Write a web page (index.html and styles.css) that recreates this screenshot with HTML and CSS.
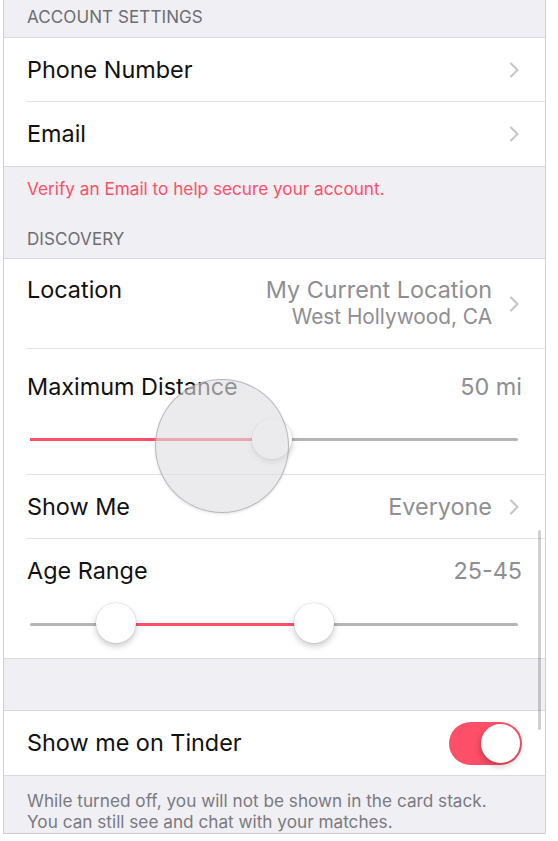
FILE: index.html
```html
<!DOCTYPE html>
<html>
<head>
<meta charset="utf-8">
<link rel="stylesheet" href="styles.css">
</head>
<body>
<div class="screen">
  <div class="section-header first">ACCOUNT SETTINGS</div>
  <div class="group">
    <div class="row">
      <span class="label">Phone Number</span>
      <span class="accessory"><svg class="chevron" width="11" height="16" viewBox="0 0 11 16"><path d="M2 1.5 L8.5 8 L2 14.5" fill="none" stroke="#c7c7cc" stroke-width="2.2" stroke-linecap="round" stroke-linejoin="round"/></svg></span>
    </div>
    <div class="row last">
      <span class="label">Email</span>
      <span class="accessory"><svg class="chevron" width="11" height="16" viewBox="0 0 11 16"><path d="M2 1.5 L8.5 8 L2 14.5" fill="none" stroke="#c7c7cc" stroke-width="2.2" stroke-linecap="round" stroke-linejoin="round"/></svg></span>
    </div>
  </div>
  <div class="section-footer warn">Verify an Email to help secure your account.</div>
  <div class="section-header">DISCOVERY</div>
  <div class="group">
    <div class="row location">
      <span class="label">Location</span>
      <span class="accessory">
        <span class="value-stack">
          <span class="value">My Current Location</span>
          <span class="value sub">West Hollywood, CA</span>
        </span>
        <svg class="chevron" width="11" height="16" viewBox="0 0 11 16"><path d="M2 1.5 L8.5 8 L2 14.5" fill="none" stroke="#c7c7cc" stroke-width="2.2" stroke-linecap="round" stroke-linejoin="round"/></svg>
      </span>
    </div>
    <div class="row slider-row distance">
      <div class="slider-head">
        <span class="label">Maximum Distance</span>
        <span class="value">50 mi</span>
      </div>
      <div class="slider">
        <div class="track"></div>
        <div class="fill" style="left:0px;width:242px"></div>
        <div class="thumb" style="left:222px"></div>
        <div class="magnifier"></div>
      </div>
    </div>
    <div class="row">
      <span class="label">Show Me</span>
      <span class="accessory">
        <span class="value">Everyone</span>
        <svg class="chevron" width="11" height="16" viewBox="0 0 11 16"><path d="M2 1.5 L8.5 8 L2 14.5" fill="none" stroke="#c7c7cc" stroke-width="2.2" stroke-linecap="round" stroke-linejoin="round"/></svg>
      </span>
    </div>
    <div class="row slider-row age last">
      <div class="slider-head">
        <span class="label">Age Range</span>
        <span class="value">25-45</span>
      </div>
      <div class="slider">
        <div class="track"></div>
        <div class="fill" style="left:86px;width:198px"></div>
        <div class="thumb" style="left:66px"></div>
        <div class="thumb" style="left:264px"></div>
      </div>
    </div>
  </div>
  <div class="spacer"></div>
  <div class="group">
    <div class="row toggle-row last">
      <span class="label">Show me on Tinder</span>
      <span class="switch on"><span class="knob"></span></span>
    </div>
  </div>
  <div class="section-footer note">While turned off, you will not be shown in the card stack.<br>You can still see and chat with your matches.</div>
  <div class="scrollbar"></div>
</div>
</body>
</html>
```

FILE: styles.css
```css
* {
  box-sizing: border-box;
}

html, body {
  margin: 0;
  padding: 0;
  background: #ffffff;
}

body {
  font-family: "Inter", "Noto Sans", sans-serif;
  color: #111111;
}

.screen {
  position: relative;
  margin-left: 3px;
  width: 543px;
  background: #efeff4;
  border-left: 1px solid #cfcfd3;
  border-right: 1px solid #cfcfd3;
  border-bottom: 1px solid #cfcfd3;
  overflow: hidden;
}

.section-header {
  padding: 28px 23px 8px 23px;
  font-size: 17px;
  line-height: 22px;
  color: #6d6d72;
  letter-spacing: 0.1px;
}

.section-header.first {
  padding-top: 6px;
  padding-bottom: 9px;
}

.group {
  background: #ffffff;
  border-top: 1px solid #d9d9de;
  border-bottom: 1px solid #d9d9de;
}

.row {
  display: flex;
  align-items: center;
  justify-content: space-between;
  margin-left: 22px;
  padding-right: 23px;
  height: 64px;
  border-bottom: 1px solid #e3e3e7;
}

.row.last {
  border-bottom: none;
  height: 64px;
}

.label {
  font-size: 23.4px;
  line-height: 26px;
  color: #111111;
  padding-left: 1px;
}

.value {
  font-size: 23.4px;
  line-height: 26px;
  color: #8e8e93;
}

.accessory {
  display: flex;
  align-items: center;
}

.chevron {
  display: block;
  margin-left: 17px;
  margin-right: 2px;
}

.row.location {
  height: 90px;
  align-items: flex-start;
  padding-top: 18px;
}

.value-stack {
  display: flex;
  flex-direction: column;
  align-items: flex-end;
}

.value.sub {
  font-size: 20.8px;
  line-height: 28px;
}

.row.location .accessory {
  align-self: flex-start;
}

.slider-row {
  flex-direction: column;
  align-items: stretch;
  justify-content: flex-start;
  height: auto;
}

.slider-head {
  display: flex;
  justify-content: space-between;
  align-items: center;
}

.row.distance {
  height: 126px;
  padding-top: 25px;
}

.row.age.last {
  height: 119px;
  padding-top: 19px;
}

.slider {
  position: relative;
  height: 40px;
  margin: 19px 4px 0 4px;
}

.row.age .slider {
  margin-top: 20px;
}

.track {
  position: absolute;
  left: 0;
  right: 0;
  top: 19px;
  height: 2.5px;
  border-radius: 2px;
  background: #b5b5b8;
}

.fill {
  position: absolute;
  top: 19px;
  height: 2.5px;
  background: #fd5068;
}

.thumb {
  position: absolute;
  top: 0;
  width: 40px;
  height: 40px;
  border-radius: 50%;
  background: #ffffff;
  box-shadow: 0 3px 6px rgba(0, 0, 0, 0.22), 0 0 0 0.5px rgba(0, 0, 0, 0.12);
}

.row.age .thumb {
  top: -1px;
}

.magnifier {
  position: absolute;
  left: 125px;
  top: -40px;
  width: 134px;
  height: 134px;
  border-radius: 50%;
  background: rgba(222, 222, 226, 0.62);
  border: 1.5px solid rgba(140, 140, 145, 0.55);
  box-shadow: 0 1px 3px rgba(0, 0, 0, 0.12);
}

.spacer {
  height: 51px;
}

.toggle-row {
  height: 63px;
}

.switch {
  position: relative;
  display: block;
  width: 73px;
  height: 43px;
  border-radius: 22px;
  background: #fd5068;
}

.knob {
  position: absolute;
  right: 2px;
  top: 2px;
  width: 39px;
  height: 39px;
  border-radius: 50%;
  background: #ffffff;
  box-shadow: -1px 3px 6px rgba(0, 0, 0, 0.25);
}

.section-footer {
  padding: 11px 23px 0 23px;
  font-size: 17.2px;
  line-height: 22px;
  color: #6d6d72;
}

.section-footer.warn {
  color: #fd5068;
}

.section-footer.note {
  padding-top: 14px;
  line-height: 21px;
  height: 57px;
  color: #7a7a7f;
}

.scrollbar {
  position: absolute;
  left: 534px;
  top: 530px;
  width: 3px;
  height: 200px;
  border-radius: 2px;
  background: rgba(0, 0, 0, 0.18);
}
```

=-=-=-=-=

Requirement:
Repeat verbatim all the material, but not the pictures.

Solution to this problem:
Write a web page (index.html and styles.css) that recreates this screenshot with HTML and CSS.
FILE: index.html
```html
<!DOCTYPE html>
<html>
<head>
<meta charset="utf-8">
<link rel="stylesheet" href="styles.css">
</head>
<body>
<div class="screen">
  <div class="section-header first">ACCOUNT SETTINGS</div>
  <div class="group">
    <div class="row">
      <span class="label">Phone Number</span>
      <span class="accessory"><svg class="chevron" width="11" height="16" viewBox="0 0 11 16"><path d="M2 1.5 L8.5 8 L2 14.5" fill="none" stroke="#c7c7cc" stroke-width="2.2" stroke-linecap="round" stroke-linejoin="round"/></svg></span>
    </div>
    <div class="row last">
      <span class="label">Email</span>
      <span class="accessory"><svg class="chevron" width="11" height="16" viewBox="0 0 11 16"><path d="M2 1.5 L8.5 8 L2 14.5" fill="none" stroke="#c7c7cc" stroke-width="2.2" stroke-linecap="round" stroke-linejoin="round"/></svg></span>
    </div>
  </div>
  <div class="section-footer warn">Verify an Email to help secure your account.</div>
  <div class="section-header">DISCOVERY</div>
  <div class="group">
    <div class="row location">
      <span class="label">Location</span>
      <span class="accessory">
        <span class="value-stack">
          <span class="value">My Current Location</span>
          <span class="value sub">West Hollywood, CA</span>
        </span>
        <svg class="chevron" width="11" height="16" viewBox="0 0 11 16"><path d="M2 1.5 L8.5 8 L2 14.5" fill="none" stroke="#c7c7cc" stroke-width="2.2" stroke-linecap="round" stroke-linejoin="round"/></svg>
      </span>
    </div>
    <div class="row slider-row distance">
      <div class="slider-head">
        <span class="label">Maximum Distance</span>
        <span class="value">50 mi</span>
      </div>
      <div class="slider">
        <div class="track"></div>
        <div class="fill" style="left:0px;width:242px"></div>
        <div class="thumb" style="left:222px"></div>
        <div class="magnifier"></div>
      </div>
    </div>
    <div class="row">
      <span class="label">Show Me</span>
      <span class="accessory">
        <span class="value">Everyone</span>
        <svg class="chevron" width="11" height="16" viewBox="0 0 11 16"><path d="M2 1.5 L8.5 8 L2 14.5" fill="none" stroke="#c7c7cc" stroke-width="2.2" stroke-linecap="round" stroke-linejoin="round"/></svg>
      </span>
    </div>
    <div class="row slider-row age last">
      <div class="slider-head">
        <span class="label">Age Range</span>
        <span class="value">25-45</span>
      </div>
      <div class="slider">
        <div class="track"></div>
        <div class="fill" style="left:86px;width:198px"></div>
        <div class="thumb" style="left:66px"></div>
        <div class="thumb" style="left:264px"></div>
      </div>
    </div>
  </div>
  <div class="spacer"></div>
  <div class="group">
    <div class="row toggle-row last">
      <span class="label">Show me on Tinder</span>
      <span class="switch on"><span class="knob"></span></span>
    </div>
  </div>
  <div class="section-footer note">While turned off, you will not be shown in the card stack.<br>You can still see and chat with your matches.</div>
  <div class="scrollbar"></div>
</div>
</body>
</html>
```

FILE: styles.css
```css
* {
  box-sizing: border-box;
}

html, body {
  margin: 0;
  padding: 0;
  background: #ffffff;
}

body {
  font-family: "Inter", "Noto Sans", sans-serif;
  color: #111111;
}

.screen {
  position: relative;
  margin-left: 3px;
  width: 543px;
  background: #efeff4;
  border-left: 1px solid #cfcfd3;
  border-right: 1px solid #cfcfd3;
  border-bottom: 1px solid #cfcfd3;
  overflow: hidden;
}

.section-header {
  padding: 28px 23px 8px 23px;
  font-size: 17px;
  line-height: 22px;
  color: #6d6d72;
  letter-spacing: 0.1px;
}

.section-header.first {
  padding-top: 6px;
  padding-bottom: 9px;
}

.group {
  background: #ffffff;
  border-top: 1px solid #d9d9de;
  border-bottom: 1px solid #d9d9de;
}

.row {
  display: flex;
  align-items: center;
  justify-content: space-between;
  margin-left: 22px;
  padding-right: 23px;
  height: 64px;
  border-bottom: 1px solid #e3e3e7;
}

.row.last {
  border-bottom: none;
  height: 64px;
}

.label {
  font-size: 23.4px;
  line-height: 26px;
  color: #111111;
  padding-left: 1px;
}

.value {
  font-size: 23.4px;
  line-height: 26px;
  color: #8e8e93;
}

.accessory {
  display: flex;
  align-items: center;
}

.chevron {
  display: block;
  margin-left: 17px;
  margin-right: 2px;
}

.row.location {
  height: 90px;
  align-items: flex-start;
  padding-top: 18px;
}

.value-stack {
  display: flex;
  flex-direction: column;
  align-items: flex-end;
}

.value.sub {
  font-size: 20.8px;
  line-height: 28px;
}

.row.location .accessory {
  align-self: flex-start;
}

.slider-row {
  flex-direction: column;
  align-items: stretch;
  justify-content: flex-start;
  height: auto;
}

.slider-head {
  display: flex;
  justify-content: space-between;
  align-items: center;
}

.row.distance {
  height: 126px;
  padding-top: 25px;
}

.row.age.last {
  height: 119px;
  padding-top: 19px;
}

.slider {
  position: relative;
  height: 40px;
  margin: 19px 4px 0 4px;
}

.row.age .slider {
  margin-top: 20px;
}

.track {
  position: absolute;
  left: 0;
  right: 0;
  top: 19px;
  height: 2.5px;
  border-radius: 2px;
  background: #b5b5b8;
}

.fill {
  position: absolute;
  top: 19px;
  height: 2.5px;
  background: #fd5068;
}

.thumb {
  position: absolute;
  top: 0;
  width: 40px;
  height: 40px;
  border-radius: 50%;
  background: #ffffff;
  box-shadow: 0 3px 6px rgba(0, 0, 0, 0.22), 0 0 0 0.5px rgba(0, 0, 0, 0.12);
}

.row.age .thumb {
  top: -1px;
}

.magnifier {
  position: absolute;
  left: 125px;
  top: -40px;
  width: 134px;
  height: 134px;
  border-radius: 50%;
  background: rgba(222, 222, 226, 0.62);
  border: 1.5px solid rgba(140, 140, 145, 0.55);
  box-shadow: 0 1px 3px rgba(0, 0, 0, 0.12);
}

.spacer {
  height: 51px;
}

.toggle-row {
  height: 63px;
}

.switch {
  position: relative;
  display: block;
  width: 73px;
  height: 43px;
  border-radius: 22px;
  background: #fd5068;
}

.knob {
  position: absolute;
  right: 2px;
  top: 2px;
  width: 39px;
  height: 39px;
  border-radius: 50%;
  background: #ffffff;
  box-shadow: -1px 3px 6px rgba(0, 0, 0, 0.25);
}

.section-footer {
  padding: 11px 23px 0 23px;
  font-size: 17.2px;
  line-height: 22px;
  color: #6d6d72;
}

.section-footer.warn {
  color: #fd5068;
}

.section-footer.note {
  padding-top: 14px;
  line-height: 21px;
  height: 57px;
  color: #7a7a7f;
}

.scrollbar {
  position: absolute;
  left: 534px;
  top: 530px;
  width: 3px;
  height: 200px;
  border-radius: 2px;
  background: rgba(0, 0, 0, 0.18);
}
```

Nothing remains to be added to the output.